С ГРУСТЬЮ О БЫЛОМ

Места эти в Волоколамском районе с начала шестидесятых годов стали мне дорогими и близкими, родными до боли душевной. Сколько там исхожено, избегано за 25 лет! Весной и летом по зыбким болотам, пушистым мхам, непролазному чапыжнику. Зимой и осенью по лесным вырубкам и крепям с ружьем в руках и гончими собаками. Сейчас я стал там редким гостем, но память о былом не стерлась. Наоборот, высвечивает все новые воспоминания.

В охотничий сезон, как правило, вечером в пятницу, в неказистую избушку тещи моего друга, незабвенной Прасковьи Ивановны, вваливалась ватага человек из четырех-пяти здоровых веселых мужиков, с приветствиями, прибаутками. Распахивались рюкзаки, извлекались различная снедь и напитки. Клацали собираемые ружья, раскладывалась поближе необходимая для предстоящей охоты одежда и обувь. На огонек заходили всегда желанные местные «аксакалы», постоянно готовые ответить на все вопросы: что, где, когда? Начинался товарищеский ужин.

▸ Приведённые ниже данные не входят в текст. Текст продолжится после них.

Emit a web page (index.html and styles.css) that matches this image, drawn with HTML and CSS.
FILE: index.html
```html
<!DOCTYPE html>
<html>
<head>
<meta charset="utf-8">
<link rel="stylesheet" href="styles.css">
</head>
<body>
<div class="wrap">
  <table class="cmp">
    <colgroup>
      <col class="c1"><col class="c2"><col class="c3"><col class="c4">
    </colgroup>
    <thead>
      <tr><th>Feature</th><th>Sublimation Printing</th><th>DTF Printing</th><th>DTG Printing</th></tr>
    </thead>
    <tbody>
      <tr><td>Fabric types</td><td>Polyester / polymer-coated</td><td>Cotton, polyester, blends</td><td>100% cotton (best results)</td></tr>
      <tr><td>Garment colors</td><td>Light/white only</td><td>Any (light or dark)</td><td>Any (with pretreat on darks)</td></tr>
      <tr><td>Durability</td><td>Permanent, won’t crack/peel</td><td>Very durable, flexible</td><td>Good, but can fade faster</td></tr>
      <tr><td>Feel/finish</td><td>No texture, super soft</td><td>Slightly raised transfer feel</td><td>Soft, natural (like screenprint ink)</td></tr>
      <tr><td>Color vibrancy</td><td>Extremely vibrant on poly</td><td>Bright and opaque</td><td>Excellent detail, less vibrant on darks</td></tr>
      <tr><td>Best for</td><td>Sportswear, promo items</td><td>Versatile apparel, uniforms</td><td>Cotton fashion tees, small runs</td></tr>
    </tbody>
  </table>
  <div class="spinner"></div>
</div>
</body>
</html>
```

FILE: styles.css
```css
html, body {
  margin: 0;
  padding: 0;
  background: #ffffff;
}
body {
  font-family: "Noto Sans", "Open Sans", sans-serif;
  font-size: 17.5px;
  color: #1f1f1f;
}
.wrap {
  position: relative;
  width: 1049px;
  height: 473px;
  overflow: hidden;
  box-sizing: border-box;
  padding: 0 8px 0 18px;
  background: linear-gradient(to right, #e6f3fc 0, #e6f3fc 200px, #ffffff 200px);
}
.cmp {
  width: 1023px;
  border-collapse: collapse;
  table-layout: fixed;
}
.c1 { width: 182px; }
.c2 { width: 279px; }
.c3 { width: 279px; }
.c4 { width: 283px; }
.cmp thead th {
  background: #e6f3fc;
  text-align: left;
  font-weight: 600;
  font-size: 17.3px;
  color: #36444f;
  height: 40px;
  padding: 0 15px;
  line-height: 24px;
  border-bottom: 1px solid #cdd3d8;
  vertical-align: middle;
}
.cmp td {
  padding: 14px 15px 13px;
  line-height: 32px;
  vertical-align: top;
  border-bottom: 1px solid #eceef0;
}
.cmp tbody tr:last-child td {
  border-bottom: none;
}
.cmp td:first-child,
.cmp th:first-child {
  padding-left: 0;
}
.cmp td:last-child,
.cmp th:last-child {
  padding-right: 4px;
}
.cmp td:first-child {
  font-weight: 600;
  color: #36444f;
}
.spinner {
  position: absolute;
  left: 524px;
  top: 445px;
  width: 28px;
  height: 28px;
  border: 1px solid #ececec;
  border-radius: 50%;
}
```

Насытившись пищей и информацией, укладывались на сон грядущий.

Задолго до рассвета кто-нибудь включал свет и командовал:

— Подъем! Зайцы ждут!

Какое чувство подсказывало без всяких будильников, что это и есть нужное время, наверное, так и останется неразгаданным.

Поспешные сборы, по стакану чая на ходу, и вот все на улице. Подходят местные охотники. Друг выводит засидевшихся выжловок Вьюгу и Шельму, спускает со сворок. Они, обезумев от радости, носятся вокруг широкими кругами, норовят всех подряд лизнуть в лицо. Путаются под ногами, обнюхиваются и играют с собаками других участников.

До леса около километра. К рассвету вся команда втягивается в его угрюмое и сумрачное нутро.

Команда разворачивалась в цепь, стараясь шумом и голосом побудить зайца с лежки. В ход шло и посвистывание, и постукивание по деревьям, возгласы типа: «Вставай-вставай, пошел-пошел! А ну подъем!» И прочее. В зависимости от погоды и участка леса зайца рано или поздно все равно поднимали. Либо собаки, неистово возбудившись от необузданной страсти, захлестываясь от азарта, либо охотники, из-под которых зверек накоротке выскакивал из кустика или зарослей чертополоха. И начиналась неповторимая лесная музыка! Да что там музыка — симфония! Напрочь забывалось все. Всех охватывало единое стремление, скорее успеть на перехват! Ориентируясь на гон, располагались по лесным дорогам, просекам, окраинам полян и ждали, ждали. Гон то затихал, то вспыхивал с новой силой. В это время владельцы собак отмечали по голосу работу своих питомцев. И потом вечером спорили и доказывали, чья побудила зверька или выправила скол, чья вела гон и отличилась вязкостью и паратостью.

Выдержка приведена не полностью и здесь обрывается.